Tuesday, July 14, 2009

Stowe ::Slavery dipped in "Mild Sauce"::

I enjoyed reading this work. It was a story filled with characters that were moved and motivated either by a certain or a certain emotion. I must admit that I honestly became "wrapped" up in the story and the characters that I did not look for any figurative language. However, after reading the prompt, I can now think about the political connotation of the story.

In the first chapter read, it is suggested that Eliza and her child are of black decent. Stowe states that her apperance made "an unlikely supposition that she could be a fugitive. As she was also so white as not to be known as of colored lineage...it was so much easier for her to pass on unsuspected".

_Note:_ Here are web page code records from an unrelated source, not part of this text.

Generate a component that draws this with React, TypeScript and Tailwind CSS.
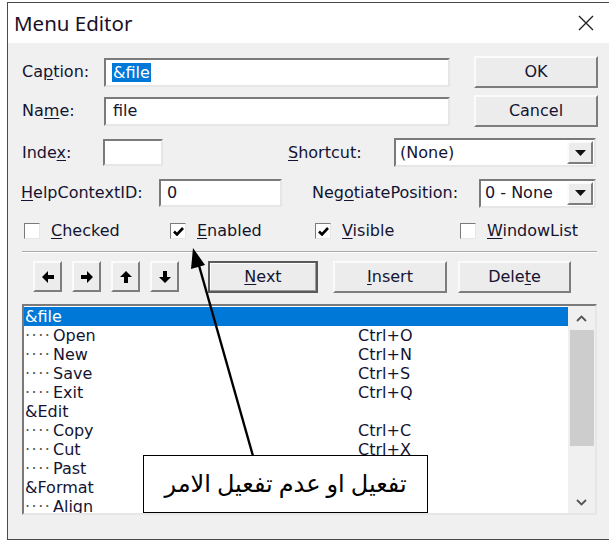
import type { ReactNode } from "react";

const ui = { fontFamily: '"DejaVu Sans", "Noto Sans", sans-serif' };

// sunken 3D edge used by text boxes, combos and the list
const sunken =
  "border-2 border-t-[#7a7a7a] border-l-[#7a7a7a] border-r-[#e6e6e6] border-b-[#e6e6e6] bg-white";
// raised 3D edge used by push buttons
const raised =
  "border-2 border-t-[#fbfbfb] border-l-[#fbfbfb] border-r-[#7d7d7d] border-b-[#7d7d7d] bg-[#ececec]";

function Mn({ children }: { children: ReactNode }) {
  return <span className="underline underline-offset-2 decoration-1">{children}</span>;
}

function Button({ w, children, isDefault }: { w: string; children: ReactNode; isDefault?: boolean }) {
  return (
    <div
      className={`${w} h-[32px] flex items-center justify-center text-[16px] text-[#141432] ${
        isDefault ? "border-2 border-[#5a5a5a] bg-[#ececec] shadow-[inset_-1px_-1px_0_#9a9a9a,inset_1px_1px_0_#fff]" : raised
      }`}
    >
      {children}
    </div>
  );
}

function Combo({ w, value }: { w: string; value: string }) {
  return (
    <div className={`${w} h-[29px] ${sunken} flex items-center justify-between`}>
      <span className="pl-[4px] text-[16px] text-[#141432]">{value}</span>
      <div className={`w-[26px] h-[23px] mr-[1px] ${raised} flex items-center justify-center`}>
        <svg width="11" height="6" viewBox="0 0 11 6">
          <path d="M0 0h11L5.5 6z" fill="#111" />
        </svg>
      </div>
    </div>
  );
}

function Check({ on, children }: { on?: boolean; children: ReactNode }) {
  return (
    <div className="flex items-center gap-[11px] text-[16px] text-[#141432]">
      <div className={`w-[16px] h-[16px] ${sunken} flex items-center justify-center border-[1.5px]`}>
        {on && (
          <svg width="11" height="9" viewBox="0 0 11 9">
            <path d="M1 4.5l3 3L10 1" fill="none" stroke="#000" strokeWidth="2.6" />
          </svg>
        )}
      </div>
      <span>{children}</span>
    </div>
  );
}

function ArrowBtn({ dir }: { dir: "l" | "r" | "u" | "d" }) {
  const rot = { l: 0, r: 180, u: 90, d: 270 }[dir];
  return (
    <div className={`w-[29px] h-[31px] ${raised} flex items-center justify-center`}>
      <svg width="14" height="14" viewBox="0 0 14 14" style={{ transform: `rotate(${rot}deg)` }}>
        <path d="M1 7l6-6v4h6v4H7v4z" fill="#000" />
      </svg>
    </div>
  );
}

const items: [string, string, boolean][] = [
  ["&file", "", false],
  ["Open", "Ctrl+O", true],
  ["New", "Ctrl+N", true],
  ["Save", "Ctrl+S", true],
  ["Exit", "Ctrl+Q", true],
  ["&Edit", "", false],
  ["Copy", "Ctrl+C", true],
  ["Cut", "Ctrl+X", true],
  ["Past", "", true],
  ["&Format", "", false],
  ["Align", "", true],
];

export default function App() {
  return (
    <div className="w-[609px] h-[542px] bg-white relative overflow-hidden pt-[2px] pl-[7px]" style={ui}>
      <div className="w-[620px] h-[538px] border-l border-t border-b border-[#4a4a4a] bg-[#f0f0f0] flex flex-col">
        {/* title bar */}
        <div className="h-[40px] bg-white flex items-center justify-between pl-[6px] pr-[33px] shrink-0">
          <span className="text-[20.5px] text-[#1c1028]" style={{ fontFamily: '"Noto Sans", sans-serif' }}>
            Menu Editor
          </span>
          <svg width="16" height="16" viewBox="0 0 16 16">
            <path d="M1 1l14 14M15 1L1 15" stroke="#222" strokeWidth="1.4" />
          </svg>
        </div>

        <div className="pl-[14px] flex flex-col text-[16px] text-[#141432]">
          {/* caption */}
          <div className="flex items-center mt-[13px] h-[32px]">
            <span className="w-[82px]">
              Ca<Mn>p</Mn>tion:
            </span>
            <div className={`w-[346px] h-[29px] ${sunken} flex items-center pl-[6px]`}>
              <span className="bg-[#0078d7] text-white leading-[19px] px-[1px]">&amp;file</span>
            </div>
            <div className="ml-[24px]">
              <Button w="w-[124px]">OK</Button>
            </div>
          </div>

          {/* name */}
          <div className="flex items-center mt-[7px] h-[32px]">
            <span className="w-[82px]">
              Na<Mn>m</Mn>e:
            </span>
            <div className={`w-[346px] h-[29px] ${sunken} flex items-center pl-[7px]`}>file</div>
            <div className="ml-[24px]">
              <Button w="w-[124px]">Cancel</Button>
            </div>
          </div>

          {/* index / shortcut */}
          <div className="flex items-center mt-[11px] h-[29px]">
            <span className="w-[81px]">
              Inde<Mn>x</Mn>:
            </span>
            <div className={`w-[60px] h-[27px] ${sunken}`} />
            <span className="ml-[125px] w-[106px]">
              <Mn>S</Mn>hortcut:
            </span>
            <Combo w="w-[202px]" value="(None)" />
          </div>

          {/* help context / negotiate */}
          <div className="flex items-center mt-[12px] h-[28px]">
            <span className="w-[138px] -ml-[1px]">
              <Mn>H</Mn>elpContextID:
            </span>
            <div className={`w-[123px] h-[28px] ${sunken} flex items-center pl-[6px]`}>0</div>
            <span className="ml-[30px] w-[167px]">
              Neg<Mn>o</Mn>tiatePosition:
            </span>
            <Combo w="w-[117px]" value="0 - None" />
          </div>

          {/* flags */}
          <div className="flex items-center mt-[14px] h-[20px] pl-[2px]">
            <div className="w-[146px]">
              <Check>
                <Mn>C</Mn>hecked
              </Check>
            </div>
            <div className="w-[145px]">
              <Check on>
                <Mn>E</Mn>nabled
              </Check>
            </div>
            <div className="w-[145px]">
              <Check on>
                <Mn>V</Mn>isible
              </Check>
            </div>
            <Check>
              <Mn>W</Mn>indowList
            </Check>
          </div>

          <div className="mt-[10px] w-[575px] border-t border-[#a8a8a8] border-b border-b-white" />

          {/* reorder + edit buttons */}
          <div className="flex items-center mt-[8px] h-[31px]">
            <div className="ml-[11px] flex gap-[10px]">
              <ArrowBtn dir="l" />
              <ArrowBtn dir="r" />
              <ArrowBtn dir="u" />
              <ArrowBtn dir="d" />
            </div>
            <div className="ml-[29px]">
              <Button w="w-[110px]" isDefault>
                <Mn>N</Mn>ext
              </Button>
            </div>
            <div className="ml-[15px]">
              <Button w="w-[114px]">
                <Mn>I</Mn>nsert
              </Button>
            </div>
            <div className="ml-[11px]">
              <Button w="w-[113px]">
                Dele<Mn>t</Mn>e
              </Button>
            </div>
          </div>

          {/* menu list */}
          <div className={`mt-[12px] w-[575px] h-[211px] ${sunken} flex overflow-hidden`}>
            <div className="flex-1 pt-[1px]">
              {items.map(([label, keys, child], i) => (
                <div
                  key={i}
                  className={`h-[19px] leading-[19px] flex ${i === 0 ? "bg-[#0078d7] text-white" : ""}`}
                >
                  <span className="w-[334px] pl-[1px] whitespace-nowrap">
                    {child && <span className="inline-block w-[28px] tracking-[1.5px] text-[#555]">····</span>}
                    {label}
                  </span>
                  <span>{keys}</span>
                </div>
              ))}
            </div>
            <div className="w-[27px] bg-[#f0f0f0] flex flex-col items-center">
              <div className="h-[24px] flex items-center justify-center">
                <svg width="11" height="7" viewBox="0 0 11 7">
                  <path d="M1 6l4.5-4.5L10 6" fill="none" stroke="#555" strokeWidth="1.8" />
                </svg>
              </div>
              <div className="w-[24px] h-[116px] bg-[#cdcdcd]" />
              <div className="flex-1" />
              <div className="h-[22px] flex items-center justify-center">
                <svg width="11" height="7" viewBox="0 0 11 7">
                  <path d="M1 1l4.5 4.5L10 1" fill="none" stroke="#555" strokeWidth="1.8" />
                </svg>
              </div>
            </div>
          </div>
        </div>
      </div>

      {/* callout pointing at the Enabled flag */}
      <svg className="absolute left-0 top-0 pointer-events-none" width="609" height="542">
        <line x1="253" y1="456" x2="198" y2="262" stroke="#000" strokeWidth="2.4" />
        <path d="M193 248l12 17-14 4z" fill="#000" />
      </svg>
      <div
        className="absolute left-[143px] top-[455px] w-[285px] h-[58px] bg-white border-[1.5px] border-black flex items-center justify-center text-[24px] text-black"
        dir="rtl"
        style={{ fontFamily: '"Liberation Serif", "DejaVu Sans", serif' }}
      >
        تفعيل او عدم تفعيل الامر
      </div>
    </div>
  );
}
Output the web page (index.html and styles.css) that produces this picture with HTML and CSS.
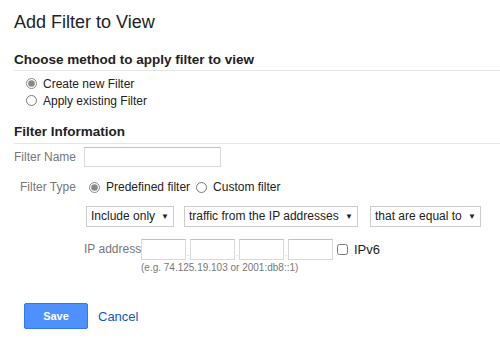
FILE: index.html
```html
<!DOCTYPE html>
<html lang="en">
<head>
  <meta charset="UTF-8">
  <title>Add Filter to View</title>
  <link rel="stylesheet" href="styles.css">
</head>
<body>
  <h1 class="title">Add Filter to View</h1>

  <h2 class="section first">Choose method to apply filter to view</h2>
  <div class="choices">
    <label class="radio"><input type="radio" name="method" checked> Create new Filter</label>
    <label class="radio"><input type="radio" name="method"> Apply existing Filter</label>
  </div>

  <h2 class="section">Filter Information</h2>
  <div class="row name-row">
    <span class="label">Filter Name</span>
    <input type="text" class="text-input name-input">
  </div>

  <div class="row type-row">
    <span class="label type-label">Filter Type</span>
    <label class="radio inline"><input type="radio" name="ftype" checked> Predefined filter</label>
    <label class="radio inline"><input type="radio" name="ftype"> Custom filter</label>
  </div>

  <div class="selects">
    <div class="select sel-1">Include only <span class="caret">&#9660;</span></div>
    <div class="select sel-2">traffic from the IP addresses <span class="caret">&#9660;</span></div>
    <div class="select sel-3">that are equal to <span class="caret">&#9660;</span></div>
  </div>

  <div class="ip-row">
    <span class="ip-label">IP address</span>
    <div class="ip-fields">
      <div class="octets">
        <input type="text" class="octet"><span class="dot">.</span>
        <input type="text" class="octet"><span class="dot">.</span>
        <input type="text" class="octet"><span class="dot">.</span>
        <input type="text" class="octet">
        <label class="check"><input type="checkbox"> IPv6</label>
      </div>
      <div class="hint">(e.g. 74.125.19.103 or 2001:db8::1)</div>
    </div>
  </div>

  <div class="actions">
    <button type="button" class="save-button">Save</button>
    <a href="#" class="cancel-link">Cancel</a>
  </div>
</body>
</html>
```

FILE: styles.css
```css
body {
  font-family: "Liberation Sans", Arial, sans-serif;
  margin: 0;
  padding: 0 0 0 14px;
  background: #fff;
  color: #222;
  font-size: 12px;
}

.title {
  font-size: 18px;
  font-weight: normal;
  margin: 0;
  padding-top: 10px;
  height: 34px;
  line-height: 24px;
}

.section {
  font-size: 13.5px;
  font-weight: bold;
  margin: 0;
  padding: 8px 0 3px;
  border-bottom: 1px solid #e5e5e5;
  line-height: 16px;
}

.section.first {
  padding-bottom: 2px;
}

.choices {
  padding: 4px 0 0 12px;
  height: 41px;
}

.radio {
  display: flex;
  align-items: center;
  height: 17px;
  color: #222;
}

.radio input {
  margin: 0 6px 0 0;
  width: 11px;
  height: 11px;
  accent-color: #888;
}

.radio.inline {
  display: inline-flex;
  margin-right: 6px;
}

.row {
  display: flex;
  align-items: center;
}

.label {
  color: #777;
  width: 70px;
}

.name-row {
  margin-top: 3px;
}

.text-input {
  border: 1px solid #d9d9d9;
  border-top-color: #c0c0c0;
  height: 20px;
  box-sizing: border-box;
  padding: 0 4px;
}

.name-input {
  width: 137px;
}

.type-row {
  margin-top: 10px;
  height: 20px;
}

.type-label {
  padding-left: 6px;
  width: 69px;
}

.selects {
  display: flex;
  margin: 9px 0 0 72px;
}

.select {
  border: 1px solid #ccc;
  height: 21px;
  box-sizing: border-box;
  line-height: 19px;
  padding: 0 4px;
  color: #222;
  white-space: nowrap;
  display: flex;
  justify-content: space-between;
}

.caret {
  font-size: 8px;
}

.sel-1 { width: 88px; }
.sel-2 { width: 174px; margin-left: 10px; }
.sel-3 { width: 111px; margin-left: 12px; }

.ip-row {
  display: flex;
  margin: 12px 0 0 70px;
}

.ip-label {
  color: #777;
  line-height: 21px;
  width: 57px;
  white-space: nowrap;
}

.octets {
  display: flex;
  align-items: center;
}

.octet {
  width: 45px;
  height: 21px;
  box-sizing: border-box;
  border: 1px solid #d9d9d9;
  border-top-color: #c0c0c0;
  margin: 0;
}

.dot {
  color: #aaa;
  width: 4px;
  font-size: 8px;
  text-align: center;
  padding-top: 8px;
}

.check {
  display: flex;
  align-items: center;
  margin-left: 4px;
  font-size: 13px;
}

.check input {
  margin: 0 6px 0 0;
  width: 11px;
  height: 11px;
}

.hint {
  color: #777;
  font-size: 10px;
  margin-top: 2px;
}

.actions {
  display: flex;
  align-items: center;
  margin: 30px 0 0 10px;
  gap: 10px;
}

.save-button {
  background-color: #4d90fe;
  border: 1px solid #3079ed;
  border-radius: 2px;
  color: #fff;
  font-family: "Liberation Sans", Arial, sans-serif;
  font-weight: bold;
  font-size: 11px;
  width: 64px;
  height: 26px;
  cursor: pointer;
}

.cancel-link {
  color: #15c;
  text-decoration: none;
  font-size: 13px;
}
```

Though this story does have it's political connotations about the issue of slavery and the stand against it due to religious beliefs, Stowe does not use an "in your face approach"about how people treated slaves. In her story, the slave owners and the slaves do not even necessarily have "bad relationships". It is my personal opinion that this might have taken away from the impact of slavery. History says that this book was read during the time that Abraham Lincoln was president and fighting the Civil War and again during the civil rights movements. This story was very moving to its readers.

I just feel that due to the mildness of content in Stowe's story, it gave people the feeling of "pity" and not that of taking responsibilty. Even today, people like to believe that slavery never happened or it wasn't as bad as history makes it out to be. But it was that bad. Very few and far between were slave owners nice to their slaves. Eliza, if it being true that she is of black decent, would not have made it as far as she did. So I have to ask, did milding the content really give the issues expressed in the story due justice?

3 comments:

  1. I agree with the title of your post named "Stowe: Slavery Dipped in Mild Sauce." I think it rings very true. Stowe was never a slave, how would she know what it was like? The fact that she wrote this novel for other upper-middle class white women at the time really takes a big chunk of her legitimacy away. She writes it from her point of view, not a slave's. She's asking her readers to have pity for these slaves, but pity is not what they need. They need for people to start feeling guilt for what happened. They needed change. Though "Uncle Tom's Cabin" may have been regarded as extremely influential, I think that if the three slave narratives we read (Stowe, Douglass, and Jacobs) were written today, Stowe's wouldn't be nearly as influential as the other two because of its lack of true experience.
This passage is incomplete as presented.